The focus in this thesis is to present newly developed algorithms which can be used as subroutines in for example ip and as solvers to compute the solution to the subproblems when applied to the optimization problem in mpc.

1.2

Contributions

The contributions in this thesis are presented in chapters 4, 5 and 6, and are based on published as well as unpublished material.

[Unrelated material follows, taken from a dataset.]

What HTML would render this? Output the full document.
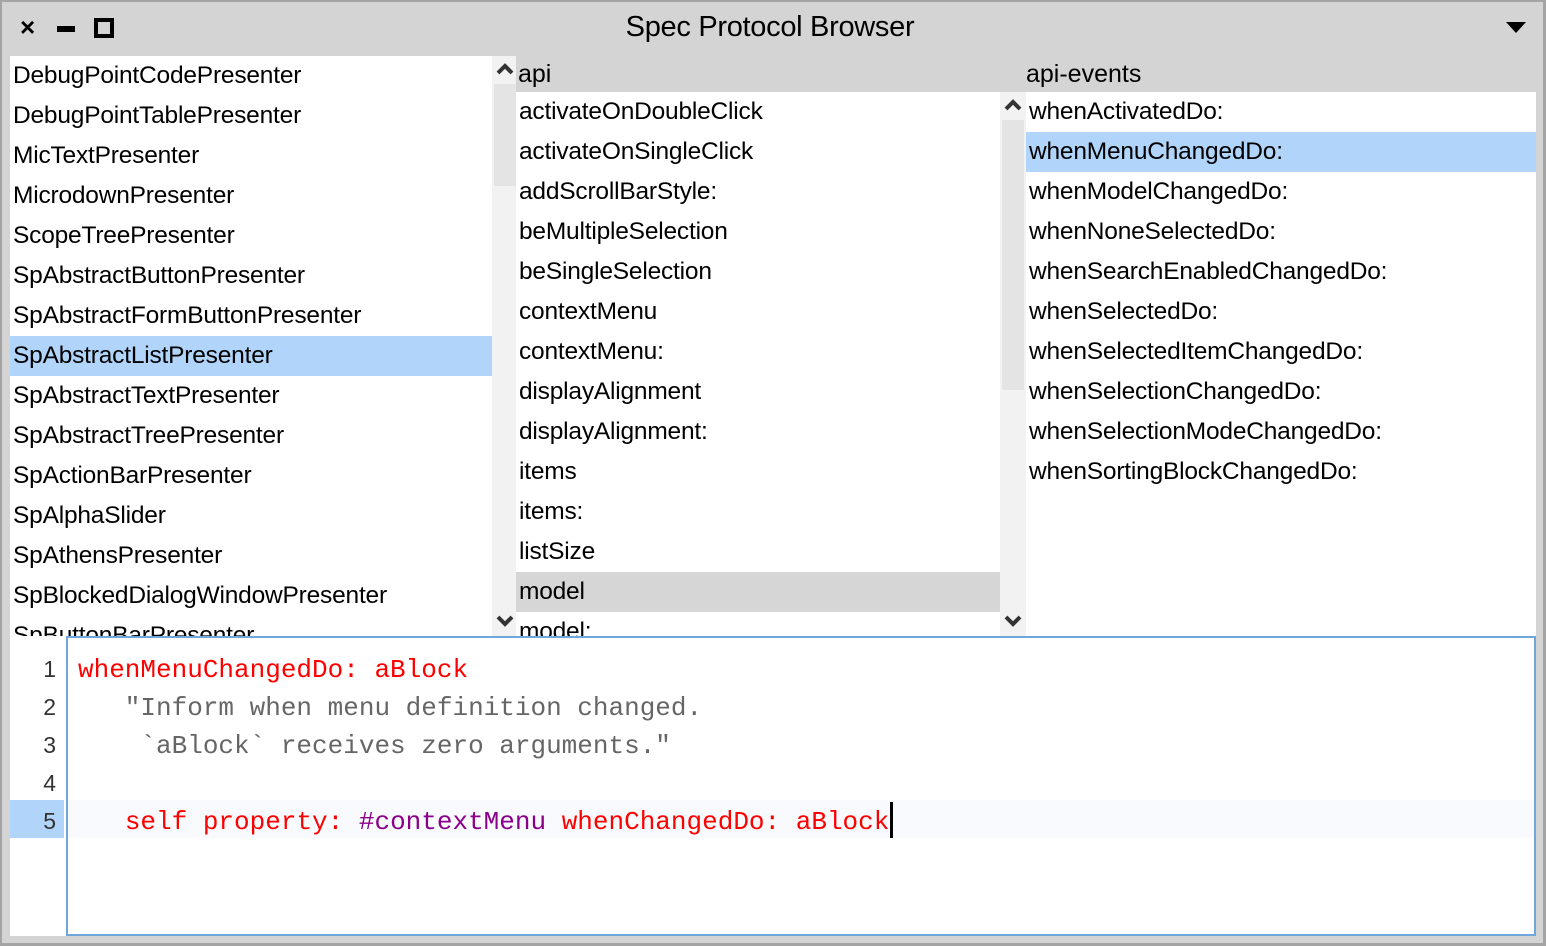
<!DOCTYPE html>
<html><head><style>
*{margin:0;padding:0;box-sizing:border-box}
body{width:1546px;height:946px;background:#d4d4d4;position:relative;overflow:hidden;font-family:"Liberation Sans",sans-serif;}
.win{position:absolute;left:0;top:0;width:1546px;height:946px;border:2px solid #a4a4a4;border-right-width:3px;border-bottom-width:3px}
.abs{position:absolute}
.list{position:absolute;background:#fff;overflow:hidden}
.row{height:40px;line-height:40px;font-size:24.5px;letter-spacing:-0.2px;padding-left:3px;white-space:nowrap;color:#000}
.sel{background:#b0d4fa}
.gsel{background:#d6d6d6}
.code{position:absolute;font-family:"Liberation Mono",monospace;font-size:26px;white-space:pre;line-height:38px}
.r{color:#f00}.p{color:#8a008a}.g{color:#666}
.ln{position:absolute;left:10px;width:54px;text-align:right;padding-right:8px;font-size:23px;color:#333;height:38px;line-height:38px}
</style></head><body>
<div class="win"></div>
<div class="abs" style="left:20px;top:12px;font-size:26px;font-weight:bold">×</div>
<div class="abs" style="left:57px;top:26px;width:18px;height:6px;background:#000"></div>
<div class="abs" style="left:94px;top:18px;width:20px;height:20px;border:4px solid #000"></div>
<div class="abs" style="left:0;width:1540px;top:11px;text-align:center;font-size:29px;letter-spacing:-0.3px">Spec Protocol Browser</div>
<div class="abs" style="left:1506px;top:22px;width:0;height:0;border-left:10px solid transparent;border-right:10px solid transparent;border-top:11px solid #000"></div>

<div class="list" style="left:10px;top:56px;width:482px;height:580px">
<div class="row">DebugPointCodePresenter</div>
<div class="row">DebugPointTablePresenter</div>
<div class="row">MicTextPresenter</div>
<div class="row">MicrodownPresenter</div>
<div class="row">ScopeTreePresenter</div>
<div class="row">SpAbstractButtonPresenter</div>
<div class="row">SpAbstractFormButtonPresenter</div>
<div class="row sel">SpAbstractListPresenter</div>
<div class="row">SpAbstractTextPresenter</div>
<div class="row">SpAbstractTreePresenter</div>
<div class="row">SpActionBarPresenter</div>
<div class="row">SpAlphaSlider</div>
<div class="row">SpAthensPresenter</div>
<div class="row">SpBlockedDialogWindowPresenter</div>
<div class="row">SpButtonBarPresenter</div>
</div>
<div class="abs" style="left:492px;top:56px;width:24px;height:580px;background:#f2f2f2"></div>
<div class="abs" style="left:494px;top:84px;width:22px;height:102px;background:#e4e4e4"></div>
<svg class="abs" style="left:496px;top:62px" width="18" height="14"><path d="M2 11 L9 4 L16 11" stroke="#333" stroke-width="4" fill="none"/></svg>
<svg class="abs" style="left:496px;top:614px" width="18" height="14"><path d="M2 3 L9 10 L16 3" stroke="#333" stroke-width="4" fill="none"/></svg>

<div class="abs" style="left:518px;top:57px;font-size:25px;line-height:34px">api</div>
<div class="abs" style="left:1026px;top:57px;font-size:25px;line-height:34px">api-events</div>

<div class="list" style="left:516px;top:92px;width:484px;height:544px">
<div class="row">activateOnDoubleClick</div>
<div class="row">activateOnSingleClick</div>
<div class="row">addScrollBarStyle:</div>
<div class="row">beMultipleSelection</div>
<div class="row">beSingleSelection</div>
<div class="row">contextMenu</div>
<div class="row">contextMenu:</div>
<div class="row">displayAlignment</div>
<div class="row">displayAlignment:</div>
<div class="row">items</div>
<div class="row">items:</div>
<div class="row">listSize</div>
<div class="row gsel">model</div>
<div class="row">model:</div>
</div>
<div class="abs" style="left:1000px;top:92px;width:26px;height:544px;background:#f2f2f2"></div>
<div class="abs" style="left:1002px;top:120px;width:22px;height:270px;background:#e4e4e4"></div>
<svg class="abs" style="left:1004px;top:98px" width="18" height="14"><path d="M2 11 L9 4 L16 11" stroke="#333" stroke-width="4" fill="none"/></svg>
<svg class="abs" style="left:1004px;top:614px" width="18" height="14"><path d="M2 3 L9 10 L16 3" stroke="#333" stroke-width="4" fill="none"/></svg>

<div class="list" style="left:1026px;top:92px;width:510px;height:544px">
<div class="row">whenActivatedDo:</div>
<div class="row sel">whenMenuChangedDo:</div>
<div class="row">whenModelChangedDo:</div>
<div class="row">whenNoneSelectedDo:</div>
<div class="row">whenSearchEnabledChangedDo:</div>
<div class="row">whenSelectedDo:</div>
<div class="row">whenSelectedItemChangedDo:</div>
<div class="row">whenSelectionChangedDo:</div>
<div class="row">whenSelectionModeChangedDo:</div>
<div class="row">whenSortingBlockChangedDo:</div>
</div>

<div class="abs" style="left:10px;top:636px;width:56px;height:300px;background:#fff"></div>
<div class="abs" style="left:10px;top:800px;width:54px;height:38px;background:#b0d4fa"></div>
<div class="ln" style="top:650px">1</div>
<div class="ln" style="top:688px">2</div>
<div class="ln" style="top:726px">3</div>
<div class="ln" style="top:764px">4</div>
<div class="ln" style="top:802px">5</div>
<div class="abs" style="left:66px;top:636px;width:1470px;height:300px;background:#fff;border:2px solid #6fa6dc"></div>
<div class="abs" style="left:68px;top:800px;width:1466px;height:38px;background:#f8fafd"></div>
<div class="code" style="left:78px;top:651px"><span class="r">whenMenuChangedDo: aBlock</span>
<span class="g">   "Inform when menu definition changed.
    `aBlock` receives zero arguments."</span>

   <span class="r">self property: </span><span class="p">#contextMenu</span><span class="r"> whenChangedDo: aBlock</span></div>
<div class="abs" style="left:890px;top:802px;width:3px;height:36px;background:#000"></div>
</body></html>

In Chapter 4, theory and algorithms for utilizing low-rank modifications of the Riccati recursion are presented. This chapter contains unpublished material, and it includes and extends the results presented in the publication

I. Nielsen, D. Ankelhed, and D. Axehill. Low-rank modification of Riccati fac-torizations with applications to model predictive control. In Proceedings of the 52nd IEEE Conference on Decision and Control, pages 3684–3690, Firenze, Italy, December 2013

The second contribution is on theory and algorithms for computing the Newton step for mpc problems in parallel and is presented in Chapter 5. This material is an edited version of the publication

I. Nielsen and D. Axehill. An O(log N) parallel algorithm for Newton step com-putation in model predictive control. In Proceedings of the 19th IFAC World Congress, pages 10505–10511, Cape Town, South Africa, August 2014

The editing has been made to improve the presentation of the results, and no additional technical results have been added.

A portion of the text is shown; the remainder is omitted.